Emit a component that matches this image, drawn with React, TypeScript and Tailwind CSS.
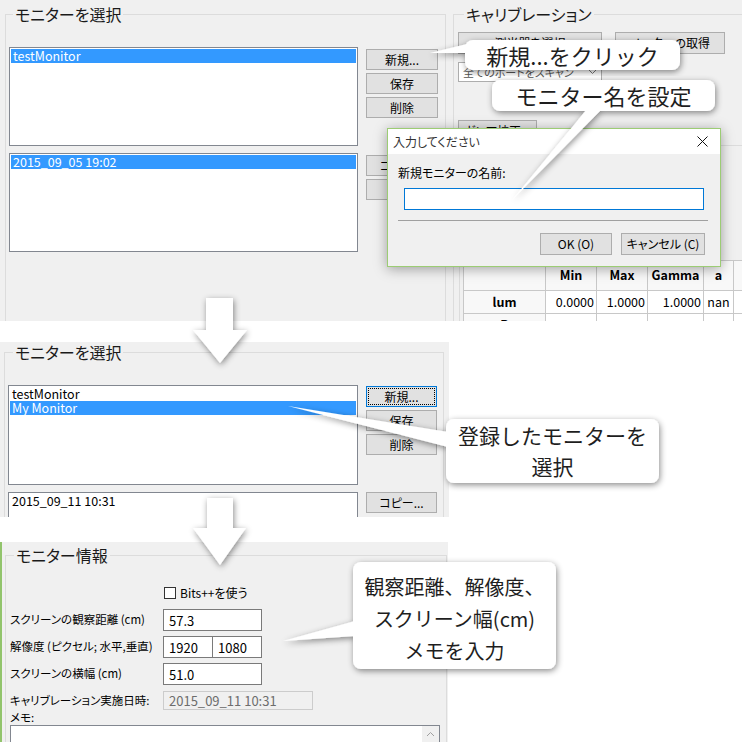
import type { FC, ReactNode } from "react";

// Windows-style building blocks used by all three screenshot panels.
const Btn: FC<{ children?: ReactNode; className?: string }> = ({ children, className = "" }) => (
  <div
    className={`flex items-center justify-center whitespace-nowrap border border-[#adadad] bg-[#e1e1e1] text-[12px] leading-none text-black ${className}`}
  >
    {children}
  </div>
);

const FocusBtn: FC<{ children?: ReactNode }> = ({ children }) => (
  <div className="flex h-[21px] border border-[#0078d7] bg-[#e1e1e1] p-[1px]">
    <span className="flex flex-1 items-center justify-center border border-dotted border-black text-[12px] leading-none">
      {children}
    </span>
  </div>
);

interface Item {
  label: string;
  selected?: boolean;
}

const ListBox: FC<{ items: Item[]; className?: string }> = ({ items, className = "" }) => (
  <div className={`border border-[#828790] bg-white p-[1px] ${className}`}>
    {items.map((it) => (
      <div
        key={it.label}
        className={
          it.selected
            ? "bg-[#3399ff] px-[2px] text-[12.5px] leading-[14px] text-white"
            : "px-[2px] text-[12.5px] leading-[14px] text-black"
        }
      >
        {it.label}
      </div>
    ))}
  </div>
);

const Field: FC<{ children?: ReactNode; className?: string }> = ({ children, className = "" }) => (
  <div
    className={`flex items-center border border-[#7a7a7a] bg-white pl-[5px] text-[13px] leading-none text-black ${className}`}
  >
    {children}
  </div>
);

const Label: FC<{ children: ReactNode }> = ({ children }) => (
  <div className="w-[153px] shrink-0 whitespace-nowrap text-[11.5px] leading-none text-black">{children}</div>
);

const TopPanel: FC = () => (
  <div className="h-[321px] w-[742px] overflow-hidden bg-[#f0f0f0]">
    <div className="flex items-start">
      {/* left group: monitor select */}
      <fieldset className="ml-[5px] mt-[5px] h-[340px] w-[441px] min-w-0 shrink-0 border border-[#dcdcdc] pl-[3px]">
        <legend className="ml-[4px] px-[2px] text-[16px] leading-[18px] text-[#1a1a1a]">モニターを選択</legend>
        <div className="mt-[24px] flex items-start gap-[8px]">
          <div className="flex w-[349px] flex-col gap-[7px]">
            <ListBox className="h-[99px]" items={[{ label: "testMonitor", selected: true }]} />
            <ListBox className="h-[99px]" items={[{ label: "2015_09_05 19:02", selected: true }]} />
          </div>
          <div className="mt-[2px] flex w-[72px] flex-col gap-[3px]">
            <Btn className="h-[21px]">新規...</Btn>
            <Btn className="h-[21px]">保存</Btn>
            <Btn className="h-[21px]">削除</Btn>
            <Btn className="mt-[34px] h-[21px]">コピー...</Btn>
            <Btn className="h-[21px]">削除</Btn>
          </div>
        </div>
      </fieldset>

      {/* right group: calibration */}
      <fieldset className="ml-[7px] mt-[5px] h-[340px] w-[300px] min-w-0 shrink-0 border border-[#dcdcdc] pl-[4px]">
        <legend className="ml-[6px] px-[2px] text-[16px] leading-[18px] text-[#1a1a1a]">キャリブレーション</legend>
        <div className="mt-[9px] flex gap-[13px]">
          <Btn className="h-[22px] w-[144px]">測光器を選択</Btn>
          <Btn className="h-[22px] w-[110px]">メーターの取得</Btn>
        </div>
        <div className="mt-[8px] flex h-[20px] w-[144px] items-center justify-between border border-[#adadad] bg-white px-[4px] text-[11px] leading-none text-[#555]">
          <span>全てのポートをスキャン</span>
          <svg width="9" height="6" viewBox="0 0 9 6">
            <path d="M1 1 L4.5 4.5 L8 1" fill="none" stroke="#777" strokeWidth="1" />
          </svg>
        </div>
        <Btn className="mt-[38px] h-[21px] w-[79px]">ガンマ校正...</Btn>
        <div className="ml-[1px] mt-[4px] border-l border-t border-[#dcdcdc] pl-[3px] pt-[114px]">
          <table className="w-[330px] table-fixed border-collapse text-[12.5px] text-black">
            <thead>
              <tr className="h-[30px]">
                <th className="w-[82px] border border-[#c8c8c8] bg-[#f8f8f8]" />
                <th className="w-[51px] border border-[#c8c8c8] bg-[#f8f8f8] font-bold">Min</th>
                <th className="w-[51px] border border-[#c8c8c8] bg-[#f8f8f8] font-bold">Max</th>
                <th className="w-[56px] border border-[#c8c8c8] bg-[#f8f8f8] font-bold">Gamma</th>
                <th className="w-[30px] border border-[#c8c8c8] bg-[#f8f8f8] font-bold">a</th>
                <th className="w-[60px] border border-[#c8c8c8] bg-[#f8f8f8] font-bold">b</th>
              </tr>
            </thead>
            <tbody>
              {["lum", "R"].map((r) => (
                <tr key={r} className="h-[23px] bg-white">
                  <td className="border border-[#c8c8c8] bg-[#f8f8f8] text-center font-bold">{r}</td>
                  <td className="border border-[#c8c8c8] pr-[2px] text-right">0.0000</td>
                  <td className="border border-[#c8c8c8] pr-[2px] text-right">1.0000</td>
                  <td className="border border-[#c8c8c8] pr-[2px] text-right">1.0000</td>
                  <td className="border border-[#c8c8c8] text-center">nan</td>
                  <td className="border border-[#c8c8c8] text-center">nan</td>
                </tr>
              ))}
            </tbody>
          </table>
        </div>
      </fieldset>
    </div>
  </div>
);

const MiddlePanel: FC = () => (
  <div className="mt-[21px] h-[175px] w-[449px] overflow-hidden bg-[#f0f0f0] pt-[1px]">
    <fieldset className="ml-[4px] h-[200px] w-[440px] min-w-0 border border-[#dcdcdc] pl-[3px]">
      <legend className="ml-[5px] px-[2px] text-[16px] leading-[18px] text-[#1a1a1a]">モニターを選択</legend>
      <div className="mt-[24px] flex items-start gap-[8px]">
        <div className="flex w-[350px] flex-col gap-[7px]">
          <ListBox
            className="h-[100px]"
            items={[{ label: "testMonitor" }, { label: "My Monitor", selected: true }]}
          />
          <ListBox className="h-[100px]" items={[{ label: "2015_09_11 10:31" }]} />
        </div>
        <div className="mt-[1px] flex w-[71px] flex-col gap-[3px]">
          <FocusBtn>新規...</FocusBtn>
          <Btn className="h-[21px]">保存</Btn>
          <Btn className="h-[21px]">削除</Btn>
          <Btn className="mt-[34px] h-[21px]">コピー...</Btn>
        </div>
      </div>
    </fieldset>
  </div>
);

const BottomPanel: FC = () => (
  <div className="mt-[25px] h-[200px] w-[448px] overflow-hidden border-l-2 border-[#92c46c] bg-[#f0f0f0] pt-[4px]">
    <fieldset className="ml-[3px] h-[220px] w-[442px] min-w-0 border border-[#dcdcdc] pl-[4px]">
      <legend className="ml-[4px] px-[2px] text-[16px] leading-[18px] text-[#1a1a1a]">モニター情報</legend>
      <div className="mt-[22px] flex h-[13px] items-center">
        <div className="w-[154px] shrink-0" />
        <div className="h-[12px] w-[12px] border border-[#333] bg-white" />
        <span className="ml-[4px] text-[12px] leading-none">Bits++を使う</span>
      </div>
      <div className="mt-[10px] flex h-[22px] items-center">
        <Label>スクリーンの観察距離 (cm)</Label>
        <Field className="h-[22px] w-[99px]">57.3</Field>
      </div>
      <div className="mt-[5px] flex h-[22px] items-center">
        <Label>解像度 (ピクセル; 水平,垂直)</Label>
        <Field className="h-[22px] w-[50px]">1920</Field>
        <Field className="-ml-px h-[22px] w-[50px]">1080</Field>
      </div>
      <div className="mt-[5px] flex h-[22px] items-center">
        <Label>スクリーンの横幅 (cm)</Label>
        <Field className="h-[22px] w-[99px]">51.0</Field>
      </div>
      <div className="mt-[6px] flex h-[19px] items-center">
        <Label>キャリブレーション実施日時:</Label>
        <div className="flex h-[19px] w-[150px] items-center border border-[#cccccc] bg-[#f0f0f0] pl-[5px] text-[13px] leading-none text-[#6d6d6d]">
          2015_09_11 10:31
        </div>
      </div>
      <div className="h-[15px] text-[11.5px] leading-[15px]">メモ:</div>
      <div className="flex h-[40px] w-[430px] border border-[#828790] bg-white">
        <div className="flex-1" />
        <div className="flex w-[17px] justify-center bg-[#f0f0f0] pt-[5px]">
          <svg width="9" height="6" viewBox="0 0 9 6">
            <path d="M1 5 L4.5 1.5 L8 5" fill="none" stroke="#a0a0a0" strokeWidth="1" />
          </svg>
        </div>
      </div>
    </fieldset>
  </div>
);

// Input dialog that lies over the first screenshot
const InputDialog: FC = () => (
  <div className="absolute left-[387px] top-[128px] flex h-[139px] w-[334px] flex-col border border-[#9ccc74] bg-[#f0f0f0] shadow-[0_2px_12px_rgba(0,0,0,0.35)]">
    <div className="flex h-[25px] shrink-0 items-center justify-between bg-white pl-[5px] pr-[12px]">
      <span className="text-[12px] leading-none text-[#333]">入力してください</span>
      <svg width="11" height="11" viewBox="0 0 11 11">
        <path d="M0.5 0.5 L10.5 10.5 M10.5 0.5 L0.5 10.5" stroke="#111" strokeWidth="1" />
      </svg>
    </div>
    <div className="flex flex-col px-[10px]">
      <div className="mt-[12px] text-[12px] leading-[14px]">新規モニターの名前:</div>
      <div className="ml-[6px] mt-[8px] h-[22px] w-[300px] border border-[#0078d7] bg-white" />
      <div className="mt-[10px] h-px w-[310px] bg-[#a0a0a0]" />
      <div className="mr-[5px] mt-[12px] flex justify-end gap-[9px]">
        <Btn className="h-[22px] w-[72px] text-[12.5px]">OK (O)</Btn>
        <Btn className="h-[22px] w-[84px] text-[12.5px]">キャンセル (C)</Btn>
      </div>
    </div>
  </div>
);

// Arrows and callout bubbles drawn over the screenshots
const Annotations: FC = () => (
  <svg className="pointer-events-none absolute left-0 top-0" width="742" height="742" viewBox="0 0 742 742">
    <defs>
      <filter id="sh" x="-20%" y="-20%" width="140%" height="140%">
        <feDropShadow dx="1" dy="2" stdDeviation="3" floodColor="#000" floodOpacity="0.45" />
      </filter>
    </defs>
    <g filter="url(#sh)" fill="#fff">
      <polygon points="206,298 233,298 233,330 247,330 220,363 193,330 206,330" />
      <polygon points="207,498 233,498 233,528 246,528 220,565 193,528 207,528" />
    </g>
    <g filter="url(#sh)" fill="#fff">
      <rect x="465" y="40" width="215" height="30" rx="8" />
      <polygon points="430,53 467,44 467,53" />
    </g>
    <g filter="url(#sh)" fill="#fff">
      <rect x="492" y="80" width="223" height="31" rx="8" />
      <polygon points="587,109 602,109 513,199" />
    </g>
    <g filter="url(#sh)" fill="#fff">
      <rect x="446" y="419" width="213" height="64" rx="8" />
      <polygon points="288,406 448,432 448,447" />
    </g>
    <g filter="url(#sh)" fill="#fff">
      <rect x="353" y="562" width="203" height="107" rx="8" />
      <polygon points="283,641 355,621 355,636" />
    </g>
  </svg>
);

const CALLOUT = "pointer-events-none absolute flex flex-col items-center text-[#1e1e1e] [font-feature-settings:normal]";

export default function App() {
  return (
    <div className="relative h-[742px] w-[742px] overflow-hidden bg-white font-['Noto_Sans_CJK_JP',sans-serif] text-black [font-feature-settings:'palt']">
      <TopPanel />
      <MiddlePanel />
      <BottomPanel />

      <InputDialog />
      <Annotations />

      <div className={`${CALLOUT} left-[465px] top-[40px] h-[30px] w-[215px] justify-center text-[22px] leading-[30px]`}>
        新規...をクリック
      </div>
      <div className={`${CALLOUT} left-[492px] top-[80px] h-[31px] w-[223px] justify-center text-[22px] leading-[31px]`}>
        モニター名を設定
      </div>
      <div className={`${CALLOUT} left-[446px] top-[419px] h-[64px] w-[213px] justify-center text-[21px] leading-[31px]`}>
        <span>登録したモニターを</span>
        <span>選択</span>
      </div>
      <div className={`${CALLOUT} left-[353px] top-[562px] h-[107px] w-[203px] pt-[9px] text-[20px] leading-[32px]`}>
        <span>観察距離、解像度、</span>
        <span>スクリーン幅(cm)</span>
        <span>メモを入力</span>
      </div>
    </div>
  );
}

----

Copy every line of the material in which the word "that" occurs.

◆ **Full response**:
Emit a component that matches this image, drawn with React, TypeScript and Tailwind CSS.
// Input dialog that lies over the first screenshot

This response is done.